> _GOAL OF THE EXERCISE_:
Omit all pictures. Copy the rest of the material exactly.

> _DATA EXCERPT_:
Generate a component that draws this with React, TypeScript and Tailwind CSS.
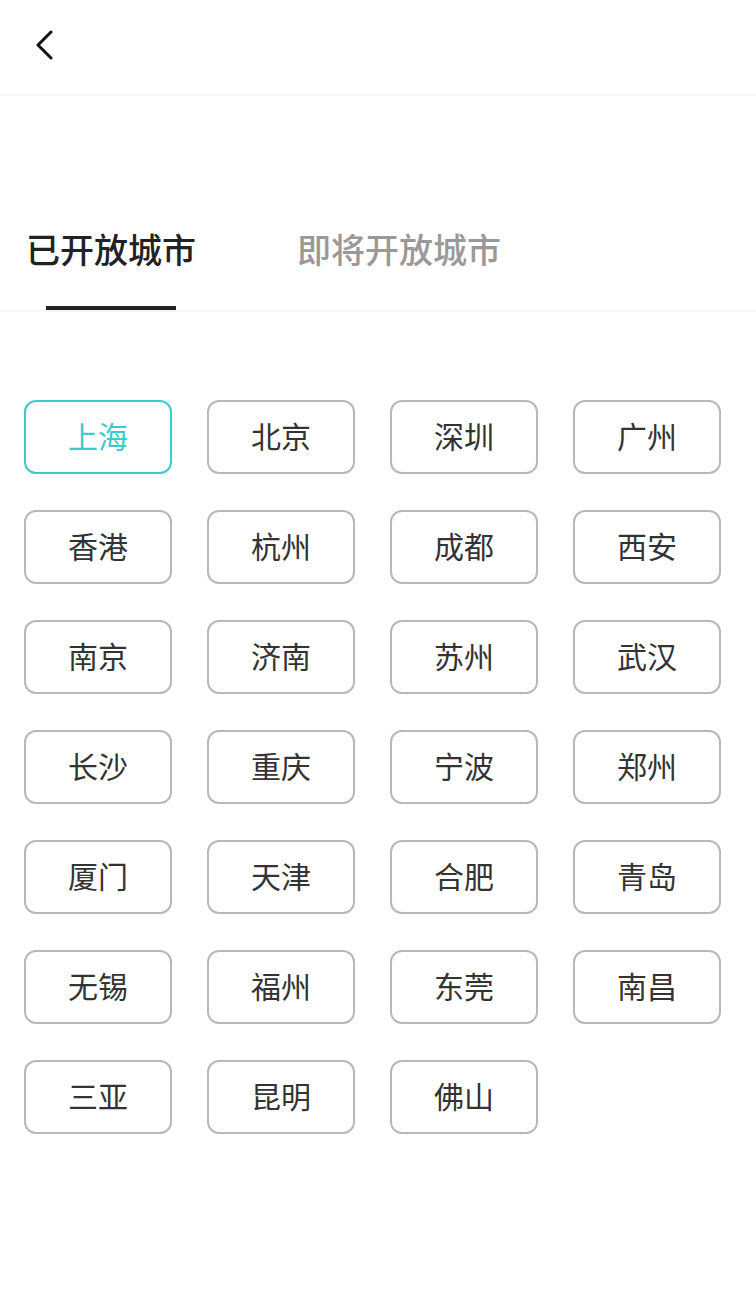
import React from "react";

const cities = [
  "上海", "北京", "深圳", "广州",
  "香港", "杭州", "成都", "西安",
  "南京", "济南", "苏州", "武汉",
  "长沙", "重庆", "宁波", "郑州",
  "厦门", "天津", "合肥", "青岛",
  "无锡", "福州", "东莞", "南昌",
  "三亚", "昆明", "佛山",
];

export default function App() {
  return (
    <div
      className="w-[756px] h-[1310px] bg-white"
      style={{ fontFamily: '"Noto Sans CJK SC", "Noto Sans", sans-serif' }}
    >
      <div className="h-[96px] border-b-2 border-[#f7f7f7] flex items-center pl-[34px]">
        <svg width="20" height="30" viewBox="0 0 20 30" className="-mt-[4px]">
          <path d="M17 2 L4 15 L17 28" fill="none" stroke="#111" strokeWidth="3" strokeLinecap="round" strokeLinejoin="round" />
        </svg>
      </div>
      <div className="h-[216px] border-b-2 border-[#f7f7f7] flex items-end">
        <div className="flex pl-[26px] gap-[101px]">
          <div className="flex flex-col items-center">
            <div className="text-[34px] leading-[40px] text-[#222] font-medium">已开放城市</div>
            <div className="mt-[37px] w-[130px] h-[4px] bg-[#222]" />
          </div>
          <div className="flex flex-col items-center">
            <div className="text-[34px] leading-[40px] text-[#999] font-medium">即将开放城市</div>
            <div className="mt-[37px] w-[130px] h-[4px] bg-transparent" />
          </div>
        </div>
      </div>
      <div className="grid grid-cols-[148px_148px_148px_148px] gap-x-[35px] gap-y-[36px] pl-[24px] pt-[88px]">
        {cities.map((c, i) => (
          <div
            key={c}
            className={
              i === 0
                ? "h-[74px] pb-[3px] rounded-[12px] border-2 border-[#3ccaca] flex items-center justify-center text-[30px] text-[#3ccaca]"
                : "h-[74px] pb-[3px] rounded-[12px] border-2 border-[#b8b8b8] flex items-center justify-center text-[30px] text-[#333]"
            }
          >
            {c}
          </div>
        ))}
      </div>
    </div>
  );
}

> _THE RESULT_:
Generate a component that draws this with React, TypeScript and Tailwind CSS.
import React from "react";

const cities = [
  "上海", "北京", "深圳", "广州",
  "香港", "杭州", "成都", "西安",
  "南京", "济南", "苏州", "武汉",
  "长沙", "重庆", "宁波", "郑州",
  "厦门", "天津", "合肥", "青岛",
  "无锡", "福州", "东莞", "南昌",
  "三亚", "昆明", "佛山",
];

export default function App() {
  return (
    <div
      className="w-[756px] h-[1310px] bg-white"
      style={{ fontFamily: '"Noto Sans CJK SC", "Noto Sans", sans-serif' }}
    >
      <div className="h-[96px] border-b-2 border-[#f7f7f7] flex items-center pl-[34px]">
        <svg width="20" height="30" viewBox="0 0 20 30" className="-mt-[4px]">
          <path d="M17 2 L4 15 L17 28" fill="none" stroke="#111" strokeWidth="3" strokeLinecap="round" strokeLinejoin="round" />
        </svg>
      </div>
      <div className="h-[216px] border-b-2 border-[#f7f7f7] flex items-end">
        <div className="flex pl-[26px] gap-[101px]">
          <div className="flex flex-col items-center">
            <div className="text-[34px] leading-[40px] text-[#222] font-medium">已开放城市</div>
            <div className="mt-[37px] w-[130px] h-[4px] bg-[#222]" />
          </div>
          <div className="flex flex-col items-center">
            <div className="text-[34px] leading-[40px] text-[#999] font-medium">即将开放城市</div>
            <div className="mt-[37px] w-[130px] h-[4px] bg-transparent" />
          </div>
        </div>
      </div>
      <div className="grid grid-cols-[148px_148px_148px_148px] gap-x-[35px] gap-y-[36px] pl-[24px] pt-[88px]">
        {cities.map((c, i) => (
          <div
            key={c}
            className={
              i === 0
                ? "h-[74px] pb-[3px] rounded-[12px] border-2 border-[#3ccaca] flex items-center justify-center text-[30px] text-[#3ccaca]"
                : "h-[74px] pb-[3px] rounded-[12px] border-2 border-[#b8b8b8] flex items-center justify-center text-[30px] text-[#333]"
            }
          >
            {c}
          </div>
        ))}
      </div>
    </div>
  );
}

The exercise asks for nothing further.